I provvedimenti finalizzati a favorire l’afflusso di capitali devono, infatti, costituire realmente uno shock efficace per le imprese, sia come motivo di richiamo e di installazione nell’Isola, sia per la loro permanenza.
II richiamo deve essere costituito, oltre che da una particolare attenzione) nei confronti del settore industriale, da un “pacchetto” di agevolazioni consistente, che superi in efficacia i tradizionali incentivi. Sembra opportuno pensare a provvedimenti di natura fiscale (come la costituzione di una zona franca nell’Isola), amministrativa e valutaria che non alterino, se non in misura limitata, la legislazione esistente e
costituiscano, tuttavia, motivi di convenienza economica alla localizzazione in Sardegna.
Il motivo della permanenza deve essere giustificato da una struttura di economie esterne e di servizi reali che renda indifferente, se non addirittura più favorevole, per l’ impresa che si sia localizzata in Sardegna, l’ubicazione scelta rispetto a quella di altre aree. In quest’ultimo caso il compito della pubblica amministrazione è molto impegnativo e richiede, comunque, un radicale rinnovamento negli obiettivi e negli strumenti della gestione dell’economia regionale.
A questo punto occorre ribadire che semplici provvedimenti di natura fiscale, in parte peraltro esistenti, non sono sufficienti a richiamare capitali esterni di cui l’economia regionale ha necessità per abbreviare i tempi dell’attivazione della ripresa del suo sviluppo.

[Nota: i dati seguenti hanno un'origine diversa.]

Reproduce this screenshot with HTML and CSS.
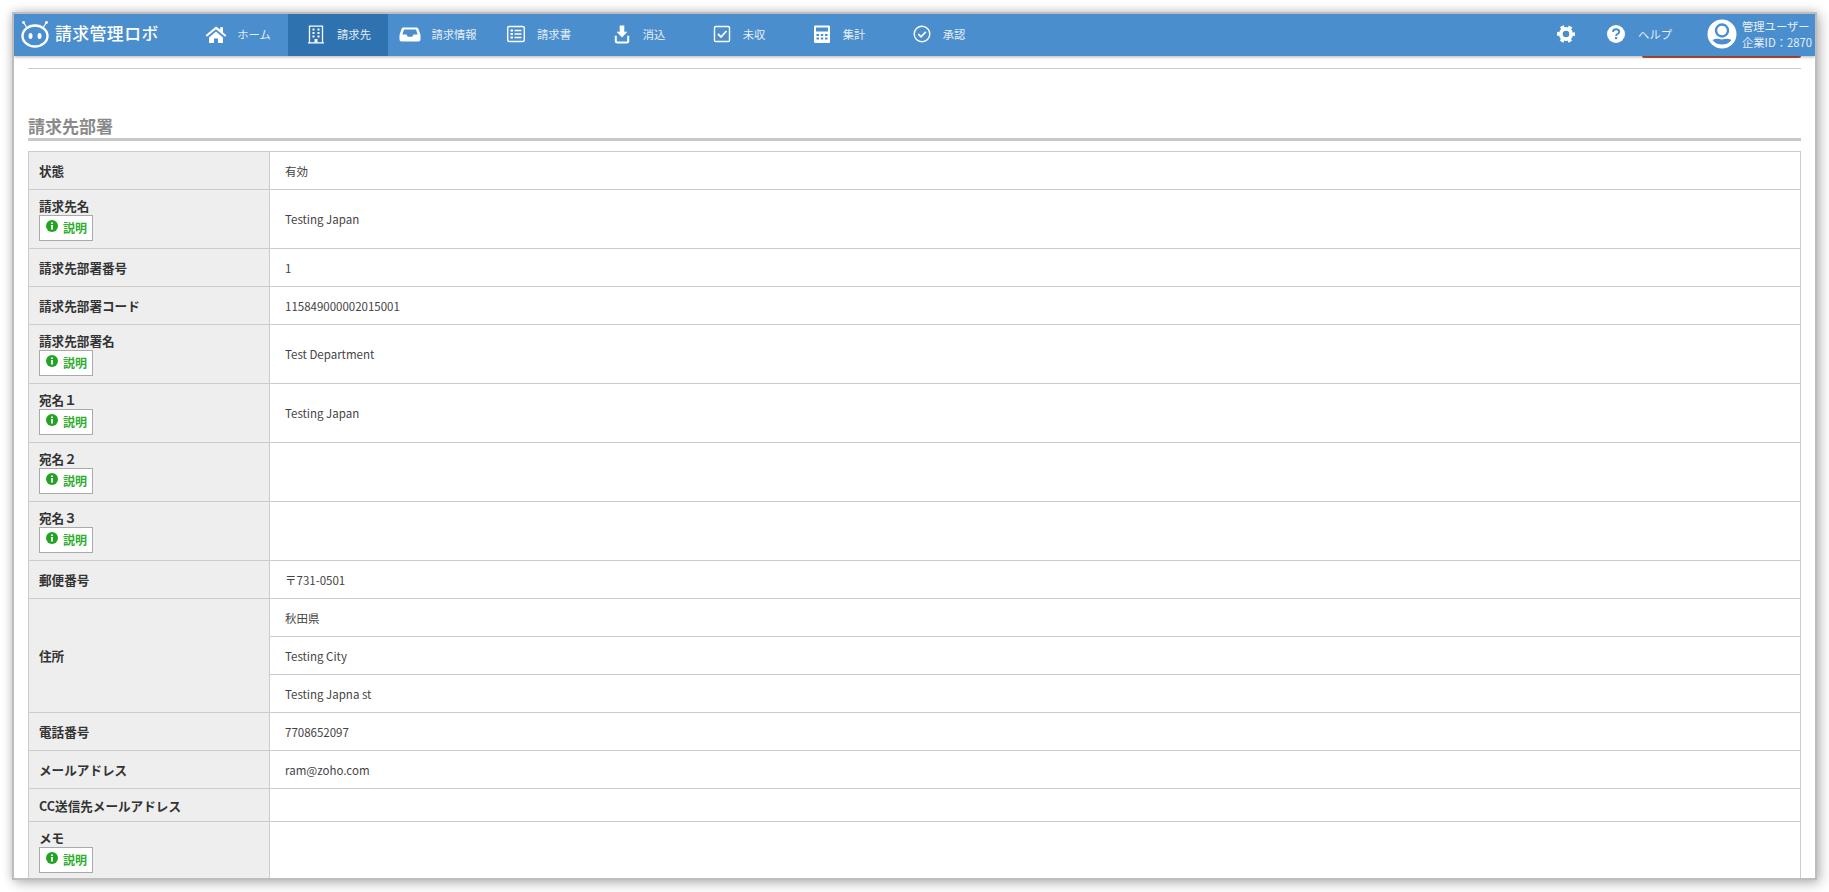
FILE: index.html
```html
<!DOCTYPE html>
<html lang="ja">
<head>
<meta charset="utf-8">
<title>請求先部署</title>
<link rel="stylesheet" href="styles.css">
</head>
<body>
<div class="window">
  <header class="topbar">
    <div class="brand">
      <svg class="robot" viewBox="0 0 30 28" width="30" height="28">
        <circle cx="3.500" cy="2.500" r="1.400" fill="#fff"/><circle cx="26.500" cy="2.500" r="1.400" fill="#fff"/>
        <path d="M4 3l3 5M26 3l-3 5" stroke="#fff" stroke-width="1.200"/>
        <ellipse cx="15" cy="16" rx="12.500" ry="10.500" fill="none" stroke="#fff" stroke-width="2.400"/>
        <ellipse cx="10.500" cy="16" rx="2" ry="3" fill="#fff"/><ellipse cx="19.500" cy="16" rx="2" ry="3" fill="#fff"/>
      </svg>
      <span class="brand-name">請求管理ロボ</span>
    </div>
    <nav class="nav">
      <a class="nav-item">
        <svg class="icon" viewBox="0 0 22 22"><path d="M11 3.500L.6 12.200l1.300 1.500L11 6.200l9.100 7.500 1.300-1.500-3.400-2.800V4.200h-2.800v2.400z" fill="#fff"/><path d="M4 14.500L11 8.600l7 5.900V20h-5v-4.500H9V20H4z" fill="#fff"/></svg>
        <span>ホーム</span>
      </a>
      <a class="nav-item active">
        <svg class="icon" viewBox="0 0 22 22"><path d="M4.500 3.200h13v16.600h-13zM3 19.800h16" fill="none" stroke="#fff" stroke-width="1.300"/><path d="M7.500 5.500h2v2h-2zM12.500 5.500h2v2h-2zM7.500 9h2v2h-2zM12.500 9h2v2h-2zM7.500 12.500h2v2h-2zM12.500 12.500h2v2h-2zM9.500 16h3v3.500h-3z" fill="#fff"/></svg>
        <span>請求先</span>
      </a>
      <a class="nav-item">
        <svg class="icon" viewBox="0 0 22 22"><path d="M4.500 4.500h13c1 0 1.500.5 2 1.500l2 6v4.500c0 1.300-.8 2-2 2H2.500c-1.200 0-2-.7-2-2V12l2-6c.5-1 1-1.500 2-1.500zm.6 2L3.300 11.500h4.200l1.300 2.300h4.400l1.300-2.300h4.200L16.900 6.500z" fill="#fff" fill-rule="evenodd"/></svg>
        <span>請求情報</span>
      </a>
      <a class="nav-item">
        <svg class="icon" viewBox="0 0 22 22"><rect x="2.700" y="3.500" width="16.600" height="15" rx="1.500" fill="none" stroke="#fff" stroke-width="1.400"/><path d="M5.500 6.500h2.500v2H5.500zM5.500 10h2.500v2H5.500zM5.500 13.500h2.500v2H5.500zM9.500 6.800h7v1.400h-7zM9.500 10.300h7v1.400h-7zM9.500 13.800h7v1.400h-7z" fill="#fff"/></svg>
        <span>請求書</span>
      </a>
      <a class="nav-item">
        <svg class="icon" viewBox="0 0 22 22"><path d="M8.700 2.500h4.600v6.300h3.200L11 14.600 5.500 8.800h3.200z" fill="#fff"/><path d="M4.800 12.800v5.200c0 .9.600 1.500 1.500 1.500h9.400c.9 0 1.500-.6 1.500-1.500v-5.200" fill="none" stroke="#fff" stroke-width="2"/></svg>
        <span>消込</span>
      </a>
      <a class="nav-item">
        <svg class="icon" viewBox="0 0 22 22"><rect x="3.500" y="3.500" width="15" height="15" rx="1.300" fill="none" stroke="#fff" stroke-width="1.400"/><path d="M7 11l3 3 5.500-6" fill="none" stroke="#fff" stroke-width="1.800"/></svg>
        <span>未収</span>
      </a>
      <a class="nav-item">
        <svg class="icon" viewBox="0 0 22 22"><path d="M4.500 2.500h13c1 0 1.500.5 1.500 1.500v14.500c0 1-.5 1.500-1.500 1.500h-13c-1 0-1.500-.5-1.500-1.500V4c0-1 .5-1.500 1.500-1.500zM5 4.500v4h12v-4zM5.500 11v2h2.500v-2zm4.300 0v2h2.400v-2zm4.200 0v2h2.500v-2zm-8.500 3.500v2h2.500v-2zm4.300 0v2h2.400v-2zm4.200 0v2h2.500v-2z" fill="#fff" fill-rule="evenodd"/></svg>
        <span>集計</span>
      </a>
      <a class="nav-item">
        <svg class="icon" viewBox="0 0 22 22"><circle cx="11" cy="11" r="7.800" fill="none" stroke="#fff" stroke-width="1.400"/><path d="M7.300 11.200l2.700 2.700 4.800-5" fill="none" stroke="#fff" stroke-width="1.700"/></svg>
        <span>承認</span>
      </a>
    </nav>
    <div class="tools">
      <svg class="gear" viewBox="0 0 22 22" width="22" height="22"><circle cx="11" cy="11" r="5.200" fill="none" stroke="#fff" stroke-width="3.800"/><circle cx="11" cy="11" r="7.700" fill="none" stroke="#fff" stroke-width="2.600" stroke-dasharray="3.800 4.260" stroke-dashoffset="1.900"/></svg>
      <svg class="help-icon" viewBox="0 0 22 22" width="22" height="22"><circle cx="11" cy="11" r="9" fill="#fff"/><path d="M7.900 8.800c.2-1.700 1.500-2.600 3.200-2.600 1.800 0 3.100 1 3.100 2.500 0 2.300-3.100 2.300-3.100 4.200" fill="none" stroke="#4a8ecd" stroke-width="2"/><rect x="10" y="14" width="2.200" height="2.200" fill="#4a8ecd"/></svg>
      <span class="help-label">ヘルプ</span>
      <svg class="avatar" viewBox="0 0 30 30" width="30" height="30"><circle cx="15" cy="15" r="14.500" fill="#fff"/><circle cx="15" cy="11.500" r="6" fill="none" stroke="#4a8ecd" stroke-width="2.400"/><path d="M5.500 21c3-1.600 5.500-1.600 9.500-.6 4 -1 6.500-1 9.500.6-2.300 3-5.700 4.600-9.500 4.600S7.800 24 5.500 21z" fill="#4a8ecd"/></svg>
      <div class="user"><div>管理ユーザー</div><div>企業ID：2870</div></div>
    </div>
  </header>
  <main class="content">
    <div class="top-button"></div>
    <hr class="rule">
    <h2 class="section-title">請求先部署</h2>
    <table class="detail">
      <colgroup><col class="col-label"><col></colgroup>
      <tbody>
        <tr><th>状態</th><td>有効</td></tr>
        <tr class="tall"><th>請求先名<span class="hint"><svg class="hint-icon" viewBox="0 0 12 12"><circle cx="6" cy="6" r="6" fill="#1fa51f"/><path d="M5 2.500h2v1.600H5zM5 5h2v4.500H5z" fill="#fff"/></svg>説明</span></th><td>Testing Japan</td></tr>
        <tr><th>請求先部署番号</th><td>1</td></tr>
        <tr><th>請求先部署コード</th><td>115849000002015001</td></tr>
        <tr class="tall"><th>請求先部署名<span class="hint"><svg class="hint-icon" viewBox="0 0 12 12"><circle cx="6" cy="6" r="6" fill="#1fa51f"/><path d="M5 2.500h2v1.600H5zM5 5h2v4.500H5z" fill="#fff"/></svg>説明</span></th><td>Test Department</td></tr>
        <tr class="tall"><th>宛名１<span class="hint"><svg class="hint-icon" viewBox="0 0 12 12"><circle cx="6" cy="6" r="6" fill="#1fa51f"/><path d="M5 2.500h2v1.600H5zM5 5h2v4.500H5z" fill="#fff"/></svg>説明</span></th><td>Testing Japan</td></tr>
        <tr class="tall"><th>宛名２<span class="hint"><svg class="hint-icon" viewBox="0 0 12 12"><circle cx="6" cy="6" r="6" fill="#1fa51f"/><path d="M5 2.500h2v1.600H5zM5 5h2v4.500H5z" fill="#fff"/></svg>説明</span></th><td></td></tr>
        <tr class="tall"><th>宛名３<span class="hint"><svg class="hint-icon" viewBox="0 0 12 12"><circle cx="6" cy="6" r="6" fill="#1fa51f"/><path d="M5 2.500h2v1.600H5zM5 5h2v4.500H5z" fill="#fff"/></svg>説明</span></th><td></td></tr>
        <tr><th>郵便番号</th><td>〒731-0501</td></tr>
        <tr><th rowspan="3">住所</th><td>秋田県</td></tr>
        <tr><td>Testing City</td></tr>
        <tr><td>Testing Japna st</td></tr>
        <tr><th>電話番号</th><td>7708652097</td></tr>
        <tr><th>メールアドレス</th><td>ram@zoho.com</td></tr>
        <tr class="short"><th>CC送信先メールアドレス</th><td></td></tr>
        <tr class="tall"><th>メモ<span class="hint"><svg class="hint-icon" viewBox="0 0 12 12"><circle cx="6" cy="6" r="6" fill="#1fa51f"/><path d="M5 2.500h2v1.600H5zM5 5h2v4.500H5z" fill="#fff"/></svg>説明</span></th><td></td></tr>
      </tbody>
    </table>
  </main>
</div>
</body>
</html>
```
FILE: styles.css
```css
* { box-sizing: border-box; }
html, body { margin: 0; height: 892px; overflow: hidden; background: #fff; }
body {
  padding: 12px;
  font-family: "Noto Sans CJK JP", "Noto Sans", sans-serif;
  font-size: 11.5px;
  color: #444;
}
.window {
  width: 1805px;
  height: 868px;
  border: 2px solid #bdbdbd;
  background: #fff;
  box-shadow: 3px 3px 12px rgba(0, 0, 0, .28), -1px -1px 8px rgba(0, 0, 0, .12);
  overflow: hidden;
  position: relative;
}
.topbar {
  height: 42px;
  background: #4a8ecd;
  display: flex;
  font-size: 11.3px;
  color: #e6eff8;
  position: relative;
  z-index: 2;
  box-shadow: 0 1px 3px rgba(0, 0, 0, .3);
}
.brand {
  width: 174px;
  display: flex;
  align-items: center;
  padding: 0 0 4px 6px;
  gap: 5px;
  color: #fff;
}
.brand-name { font-size: 16.8px; font-weight: 500; letter-spacing: .5px; white-space: nowrap; line-height: 1; }
.robot { flex: none; margin-top: 1px; }
.nav { display: flex; }
.nav-item {
  width: 100px;
  display: flex;
  align-items: center;
  justify-content: center;
  gap: 10px;
  padding-bottom: 3px;
  white-space: nowrap;
}
.nav-item.active { background: #2f72b0; }
.icon { width: 22px; height: 22px; flex: none; }
.tools {
  margin-left: auto;
  display: flex;
  align-items: center;
  padding-bottom: 3px;
}
.gear { margin-right: 28px; }
.help-icon { margin-right: 11px; }
.help-label { margin-right: 35px; }
.avatar { margin-right: 5px; }
.user { line-height: 16px; width: 73px; white-space: nowrap; }
.content { padding: 12px 14px 0; position: relative; }
.top-button {
  position: absolute;
  right: 14px;
  top: 0;
  width: 159px;
  height: 2px;
  background: #b5523b;
  border-radius: 0 0 3px 3px;
}
.rule { border: 0; border-top: 1px solid #ccc; margin: 0; }
.section-title {
  margin: 44px 0 0;
  height: 28px;
  border-bottom: 3px solid #c8c8c8;
  font-size: 17px;
  line-height: 25px;
  font-weight: 700;
  color: #8a8a8a;
}
.detail {
  width: 100%;
  margin-top: 10px;
  border-collapse: collapse;
  table-layout: fixed;
  border: 1px solid #ccc;
}
.col-label { width: 241px; }
.detail th, .detail td {
  border: 1px solid #ccc;
  height: 38px;
  padding: 0;
  vertical-align: middle;
}
.detail th {
  background: #eee;
  padding-left: 10px;
  text-align: left;
  font-size: 12.6px;
  font-weight: 700;
  color: #333;
}
.detail td { padding-left: 15px; }
.detail .tall th, .detail .tall td { height: 59px; }
.detail .tall th { line-height: 18px; }
.detail .short th, .detail .short td { height: 33px; }
.hint {
  display: flex;
  align-items: center;
  gap: 5px;
  width: 54px;
  height: 26px;
  margin-bottom: 1px;
  padding-left: 6px;
  background: #fff;
  border: 1px solid #aaa;
  color: #2fae2f;
  font-size: 12px;
  font-weight: 700;
}
.hint-icon { width: 12px; height: 12px; flex: none; margin-top: -3px; }
```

Sono necessari provvedimenti aggiuntivi; questi provvedimenti aggiuntivi, comunque, non possono funzionare da soli come strumento di sviluppo autopropulsivo, ma devono essere accompagnati da adeguate economie esterne e da un’offerta di servizi reali.
D’altra parte, è possibile dire che neppure questi ultimi da soli sono sufficienti, in quanto se è vero che permettono la crescita delle imprese, è anche vero che l’accumulazione da esse provocata non sarebbe in grado, se non in periodo molto lungo, di attivare il circolo virtuoso dello sviluppo.